Apsell received 1994 Bradford Washburn Award from the Museum of Science in Boston; the 1996 Carl Sagan Award from the Council of Scientific Society Presidents; and, in 1999, the American Physics Institute’s Andrew Gemant Award. She has served on the boards of several organizations, including the Earthwatch Institute, Hebrew College in Brookline, Mass., and the Smithsonian’s National Museum of Natural History. She is a trustee of the International Documentary Association.

Deborah Bial

Bial, president and founder of Posse Foundation Inc., will receive an honorary degree in education.

Early in her career, Bial recognized the challenges of college access for underrepresented populations. Traditional admissions metrics such as grade point average, class rank, and entrance exam scores have long been recognized as inadequate predictors of success for some undergraduates. Responding to this challenge, Bial founded the Posse Foundation in 1989 and, in doing so, has offered an alternative model for identifying promising young people from less advantaged, urban environments and has opened opportunities for these students to pursue higher education.

The Posse Foundation serves as a youth leadership development and college scholarship organization that sends teams of students from diverse backgrounds to selective colleges and universities. Working with public high schools and other community organizations, Bial evaluates potential candidates using a rigorous assessment process based on qualities such as leadership, teamwork, communication skills, and motivation – qualities that are as critical to successful navigation of undergraduate education as academic track records. The most promising students are invited to join a “posse,” a small group that participates in an eight-month, pre-collegiate training program that builds individual and team skills and serves as an essential social support system once students arrive at college. By demonstrating the importance of less-recognized skills in educational achievement, Bial continues to open doors for thousands of students and to reframe college admissions into a more successful and inclusive process. Today, 90 percent of “posse” students graduate, a rate significantly higher than the national average.

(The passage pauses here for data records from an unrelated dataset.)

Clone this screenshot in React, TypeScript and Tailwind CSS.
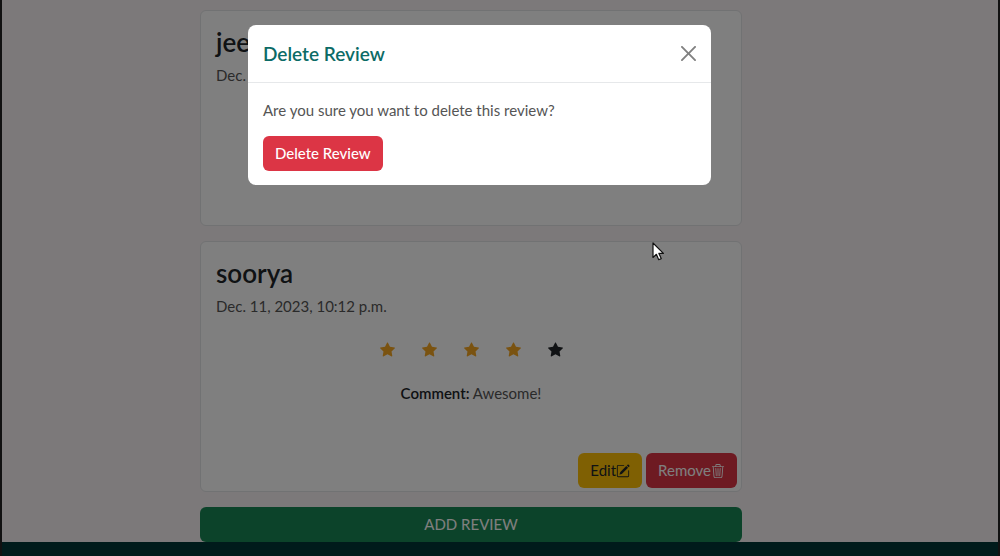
import { BsPencilSquare, BsStarFill, BsTrash3 } from "react-icons/bs";

function Stars({ rating }: { rating: number }) {
  return (
    <div role="img" aria-label={`${rating} out of 5 stars`} className="flex justify-center gap-[27px]">
      {[1, 2, 3, 4, 5].map((n) => (
        <BsStarFill key={n} size={15} className={n <= rating ? "text-[#f5a623]" : "text-[#212529]"} />
      ))}
    </div>
  );
}

function ReviewHeading({ name, date }: { name: string; date: string }) {
  return (
    <>
      <h2 className="mb-[5px] text-[26px] leading-8 font-semibold text-[#212529]">{name}</h2>
      <p className="leading-6">{date}</p>
    </>
  );
}

function CloseIcon() {
  return (
    <svg aria-hidden="true" viewBox="0 0 16 16" fill="currentColor" className="size-[15px]">
      <path d="M.293.293a1 1 0 0 1 1.414 0L8 6.586 14.293.293a1 1 0 1 1 1.414 1.414L9.414 8l6.293 6.293a1 1 0 0 1-1.414 1.414L8 9.414l-6.293 6.293a1 1 0 0 1-1.414-1.414L6.586 8 .293 1.707a1 1 0 0 1 0-1.414z" />
    </svg>
  );
}

function DeleteDialog() {
  return (
    <div className="fixed inset-0 bg-black/50 pt-[25px] pr-[41px]">
      <div
        role="dialog"
        aria-modal="true"
        aria-labelledby="dialog-title"
        className="mx-auto w-full max-w-[463px] rounded-lg bg-white"
      >
        <header className="flex items-center justify-between border-b border-[#e6e8ea] px-[15px] py-[14px]">
          <h1 id="dialog-title" className="text-[19px] leading-[29px] font-semibold text-[#0b6b66]">
            Delete Review
          </h1>
          <button type="button" aria-label="Close" className="text-[#808080]">
            <CloseIcon />
          </button>
        </header>
        <div className="px-[15px] pt-[15px] pb-[14px]">
          <p className="mb-[14px] leading-6">Are you sure you want to delete this review?</p>
          <button type="button" className="h-[35px] rounded-md bg-[#dc3545] px-3 font-medium text-white">
            Delete Review
          </button>
        </div>
      </div>
    </div>
  );
}

function Pointer() {
  return (
    <svg aria-hidden="true" viewBox="0 0 12 19" className="fixed top-[242px] left-[652px] h-[19px] w-3">
      <path
        d="M1 1v14.5l3.4-3.2 2.3 5.4 2.5-1.1-2.3-5.2h4.5z"
        fill="#fff"
        stroke="#111"
        strokeWidth="1.2"
        strokeLinejoin="round"
      />
    </svg>
  );
}

export default function App() {
  return (
    <div className="flex min-h-screen flex-col border-x-2 border-[#222] bg-[#f8f2f4] font-['Lato',sans-serif] text-[15px] text-[#555]">
      <main className="mx-auto w-full max-w-[600px] flex-1 pt-[10px] pr-[58px]">
        <article className="mb-[15px] min-h-[216px] rounded-md border border-[#e2e4e6] bg-white p-[15px]">
          <ReviewHeading name="jee" date="Dec." />
        </article>
        <article className="mb-[15px] flex min-h-[251px] flex-col rounded-md border border-[#e2e4e6] bg-white">
          <div className="flex-1 p-[15px]">
            <ReviewHeading name="soorya" date="Dec. 11, 2023, 10:12 p.m." />
            <div className="mt-6">
              <Stars rating={4} />
            </div>
            <p className="mt-6 text-center leading-6">
              <strong className="font-semibold text-[#212529]">Comment:</strong> Awesome!
            </p>
          </div>
          <div className="flex justify-end gap-1 px-1 pb-[3px]">
            <button type="button" className="flex h-[35px] items-center rounded-md bg-[#ffc107] px-3 text-[#212529]">
              Edit
              <BsPencilSquare size={14} />
            </button>
            <button type="button" className="flex h-[35px] items-center rounded-md bg-[#dc3545] px-3 text-white">
              Remove
              <BsTrash3 size={14} />
            </button>
          </div>
        </article>
        <button type="button" className="block h-[35px] w-full rounded-md bg-[#198754] text-white">
          ADD REVIEW
        </button>
      </main>
      <footer className="h-[14px] bg-[#003636]" />
      <DeleteDialog />
      <Pointer />
    </div>
  );
}
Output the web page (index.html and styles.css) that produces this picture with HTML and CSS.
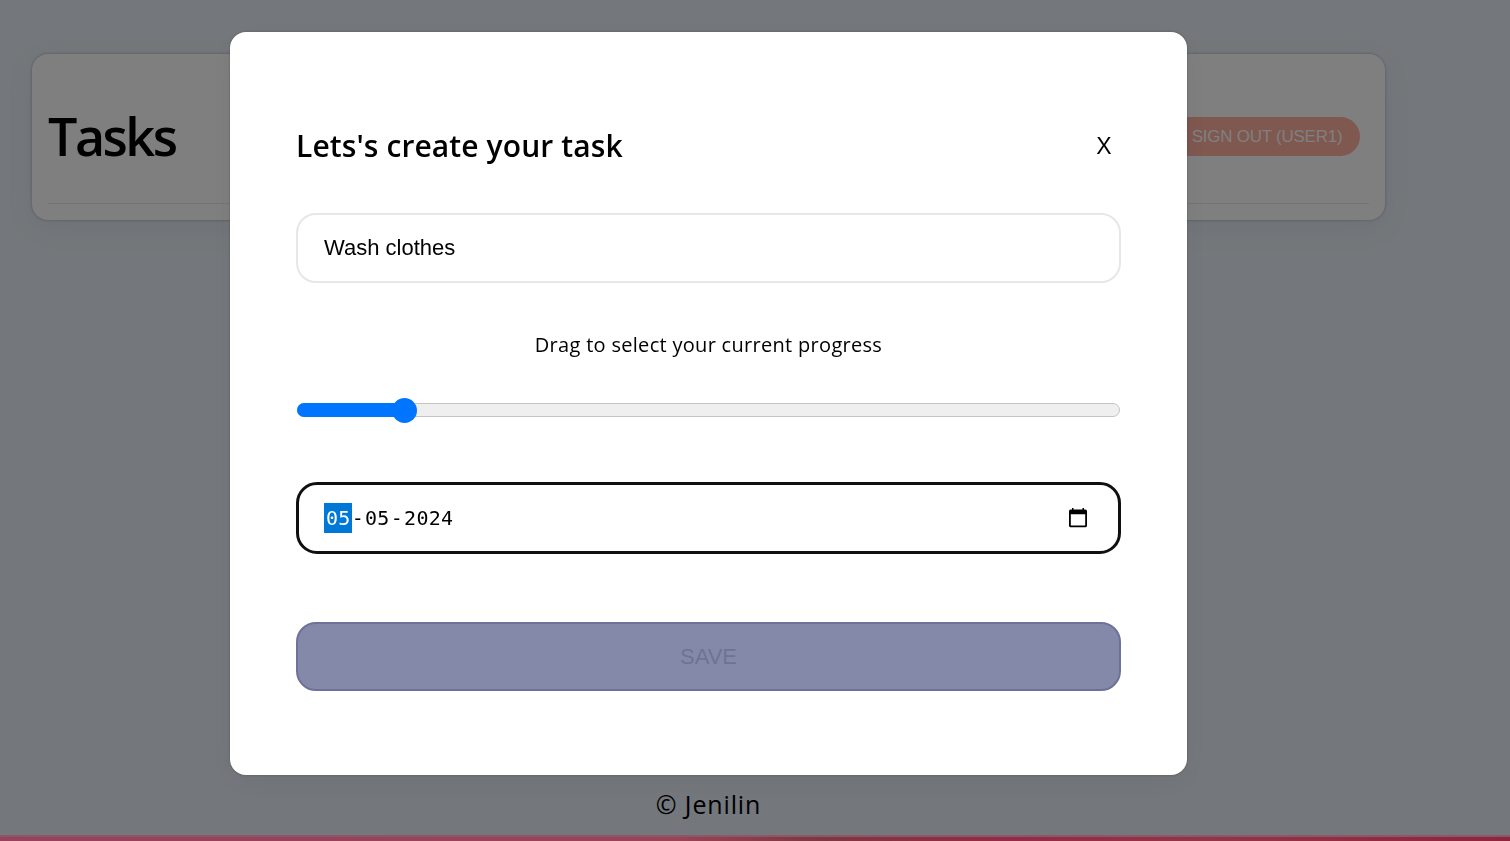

In recognition of her work as an education strategist, Bial was named a MacArthur Fellow in 2007 through the John D. and Catherine T. MacArthur Foundation. She also is founding partner of the consulting company Firefly Education, LLC.

Bial earned a bachelor of arts degree from Brandeis University. She earned a master’s degree and a doctorate in education from Harvard University’s Graduate School of Education.

 Marcia Dale Weary

Weary, founder and artistic director of the Central Pennsylvania Youth Ballet (CPYB), will receive an honorary degree in performing arts.

Weary is widely regarded as a legend among teachers of classical ballet. She began her journey 55 years ago when she founded the Marcia Dale Weary School of Dance in a renovated barn at the end of a country lane in Carlisle after her own studies with Thalia Mara and Arthur Mahoney at the School of Ballet Repertory in New York City. Today, the CPYB is universally admired. Nearly every major U.S. ballet company has hired CPYB graduates, including Tina LeBlanc, Ethan Stiefel, Vanessa Zahorian, Kristin Long, Ashley Bouder, Adam Hendrickson, Abi and Jonathan Stafford, and Tara and Zachary Hench.

The New York Times dance critic Joseph Carman said, “London, Paris, St. Petersburg and New York are well known for their first-rate ballet academies, training many of the best dancers in the classical form. Add to that list Carlisle… Marcia Dale Weary and her Central Pennsylvania Youth Ballet have produced dancers well known in the ballet world.”

Weary was featured on the cover of the January 2004 issue of Dance Teacher. In the article, titled “Marcia’s Magic,” Weary is described as someone who “produces students who have the whole package—attention to detail, early technical development and a broad socialization into the arts. It seems a given that companies nationwide will continue to be stacked with her dancers for many years to come.”

In addition to acclaim in leading newspapers and magazines, Weary and the CPYB have been featured in the award-winning documentary film presented on national public television, “Children with a Dream.”

Weary received the 1992 Distinguished Service to the Arts Award for Central Pennsylvania, the 2000 Carlisle Regional Arts Award and the 2007 Pennsylvania Governor’s Award for the Arts for Outstanding Leadership and Service to Youth. She is a guest teacher at the Peabody Institute of The Johns Hopkins University.